*Given material*:
○ ○ ○ ○

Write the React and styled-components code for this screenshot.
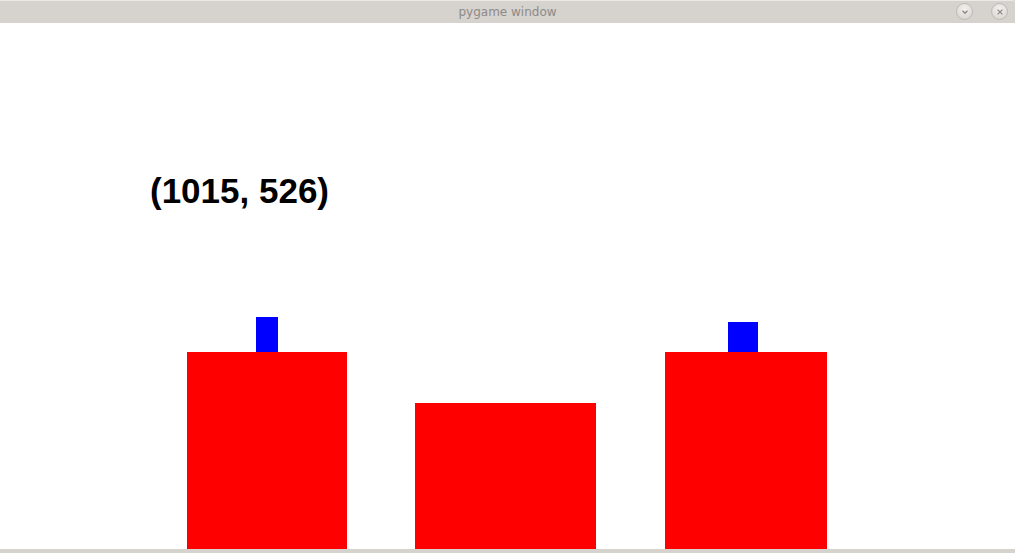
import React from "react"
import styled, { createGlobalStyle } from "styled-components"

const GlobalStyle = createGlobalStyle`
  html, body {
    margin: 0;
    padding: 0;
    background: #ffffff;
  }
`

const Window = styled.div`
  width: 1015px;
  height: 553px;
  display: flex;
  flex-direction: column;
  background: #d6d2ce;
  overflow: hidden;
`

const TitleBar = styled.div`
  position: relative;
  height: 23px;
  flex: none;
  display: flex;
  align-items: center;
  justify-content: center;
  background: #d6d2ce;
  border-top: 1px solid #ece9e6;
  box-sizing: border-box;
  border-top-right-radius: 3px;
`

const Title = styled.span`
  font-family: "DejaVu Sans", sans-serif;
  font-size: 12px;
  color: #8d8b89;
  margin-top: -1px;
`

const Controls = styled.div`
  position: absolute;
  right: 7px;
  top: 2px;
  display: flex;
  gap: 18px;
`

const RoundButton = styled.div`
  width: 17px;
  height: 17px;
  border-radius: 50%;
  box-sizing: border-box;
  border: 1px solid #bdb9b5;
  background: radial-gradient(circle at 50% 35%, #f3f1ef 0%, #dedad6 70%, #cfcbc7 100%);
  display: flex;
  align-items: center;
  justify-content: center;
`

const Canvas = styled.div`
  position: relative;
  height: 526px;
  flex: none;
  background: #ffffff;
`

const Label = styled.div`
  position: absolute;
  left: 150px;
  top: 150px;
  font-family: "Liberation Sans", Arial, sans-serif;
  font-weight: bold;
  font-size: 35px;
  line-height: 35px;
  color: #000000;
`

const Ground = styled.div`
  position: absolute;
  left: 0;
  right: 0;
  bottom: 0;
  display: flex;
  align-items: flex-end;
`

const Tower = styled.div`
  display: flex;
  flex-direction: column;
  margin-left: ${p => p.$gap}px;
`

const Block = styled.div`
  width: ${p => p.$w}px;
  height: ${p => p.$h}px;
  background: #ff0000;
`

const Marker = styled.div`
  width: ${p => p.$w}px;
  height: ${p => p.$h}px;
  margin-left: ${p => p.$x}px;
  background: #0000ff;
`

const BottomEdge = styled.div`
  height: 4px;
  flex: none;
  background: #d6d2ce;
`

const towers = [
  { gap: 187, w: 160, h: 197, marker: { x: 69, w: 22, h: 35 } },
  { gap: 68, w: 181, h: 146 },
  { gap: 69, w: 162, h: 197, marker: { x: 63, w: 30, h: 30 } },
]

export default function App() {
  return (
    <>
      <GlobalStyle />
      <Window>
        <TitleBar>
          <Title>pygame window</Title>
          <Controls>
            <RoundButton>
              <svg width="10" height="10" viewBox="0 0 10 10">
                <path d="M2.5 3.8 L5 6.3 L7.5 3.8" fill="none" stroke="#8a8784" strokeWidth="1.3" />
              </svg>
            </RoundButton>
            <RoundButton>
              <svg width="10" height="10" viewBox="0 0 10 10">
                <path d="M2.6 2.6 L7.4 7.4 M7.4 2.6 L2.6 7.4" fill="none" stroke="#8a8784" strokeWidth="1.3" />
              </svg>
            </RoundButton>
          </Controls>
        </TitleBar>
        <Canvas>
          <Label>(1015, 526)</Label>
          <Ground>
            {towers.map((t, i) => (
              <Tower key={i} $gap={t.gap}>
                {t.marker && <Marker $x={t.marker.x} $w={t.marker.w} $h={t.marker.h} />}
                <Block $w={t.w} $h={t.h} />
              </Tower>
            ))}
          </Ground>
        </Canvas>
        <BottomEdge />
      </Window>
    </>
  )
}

○ ○ ○ ○

Reproduce the material word for word. Any pictures should be left out of the copy.

*The reply*:
Write the React and styled-components code for this screenshot.
import React from "react"
import styled, { createGlobalStyle } from "styled-components"

const GlobalStyle = createGlobalStyle`
  html, body {
    margin: 0;
    padding: 0;
    background: #ffffff;
  }
`

const Window = styled.div`
  width: 1015px;
  height: 553px;
  display: flex;
  flex-direction: column;
  background: #d6d2ce;
  overflow: hidden;
`

const TitleBar = styled.div`
  position: relative;
  height: 23px;
  flex: none;
  display: flex;
  align-items: center;
  justify-content: center;
  background: #d6d2ce;
  border-top: 1px solid #ece9e6;
  box-sizing: border-box;
  border-top-right-radius: 3px;
`

const Title = styled.span`
  font-family: "DejaVu Sans", sans-serif;
  font-size: 12px;
  color: #8d8b89;
  margin-top: -1px;
`

const Controls = styled.div`
  position: absolute;
  right: 7px;
  top: 2px;
  display: flex;
  gap: 18px;
`

const RoundButton = styled.div`
  width: 17px;
  height: 17px;
  border-radius: 50%;
  box-sizing: border-box;
  border: 1px solid #bdb9b5;
  background: radial-gradient(circle at 50% 35%, #f3f1ef 0%, #dedad6 70%, #cfcbc7 100%);
  display: flex;
  align-items: center;
  justify-content: center;
`

const Canvas = styled.div`
  position: relative;
  height: 526px;
  flex: none;
  background: #ffffff;
`

const Label = styled.div`
  position: absolute;
  left: 150px;
  top: 150px;
  font-family: "Liberation Sans", Arial, sans-serif;
  font-weight: bold;
  font-size: 35px;
  line-height: 35px;
  color: #000000;
`

const Ground = styled.div`
  position: absolute;
  left: 0;
  right: 0;
  bottom: 0;
  display: flex;
  align-items: flex-end;
`

const Tower = styled.div`
  display: flex;
  flex-direction: column;
  margin-left: ${p => p.$gap}px;
`

const Block = styled.div`
  width: ${p => p.$w}px;
  height: ${p => p.$h}px;
  background: #ff0000;
`

const Marker = styled.div`
  width: ${p => p.$w}px;
  height: ${p => p.$h}px;
  margin-left: ${p => p.$x}px;
  background: #0000ff;
`

const BottomEdge = styled.div`
  height: 4px;
  flex: none;
  background: #d6d2ce;
`

const towers = [
  { gap: 187, w: 160, h: 197, marker: { x: 69, w: 22, h: 35 } },
  { gap: 68, w: 181, h: 146 },
  { gap: 69, w: 162, h: 197, marker: { x: 63, w: 30, h: 30 } },
]

export default function App() {
  return (
    <>
      <GlobalStyle />
      <Window>
        <TitleBar>
          <Title>pygame window</Title>
          <Controls>
            <RoundButton>
              <svg width="10" height="10" viewBox="0 0 10 10">
                <path d="M2.5 3.8 L5 6.3 L7.5 3.8" fill="none" stroke="#8a8784" strokeWidth="1.3" />
              </svg>
            </RoundButton>
            <RoundButton>
              <svg width="10" height="10" viewBox="0 0 10 10">
                <path d="M2.6 2.6 L7.4 7.4 M7.4 2.6 L2.6 7.4" fill="none" stroke="#8a8784" strokeWidth="1.3" />
              </svg>
            </RoundButton>
          </Controls>
        </TitleBar>
        <Canvas>
          <Label>(1015, 526)</Label>
          <Ground>
            {towers.map((t, i) => (
              <Tower key={i} $gap={t.gap}>
                {t.marker && <Marker $x={t.marker.x} $w={t.marker.w} $h={t.marker.h} />}
                <Block $w={t.w} $h={t.h} />
              </Tower>
            ))}
          </Ground>
        </Canvas>
        <BottomEdge />
      </Window>
    </>
  )
}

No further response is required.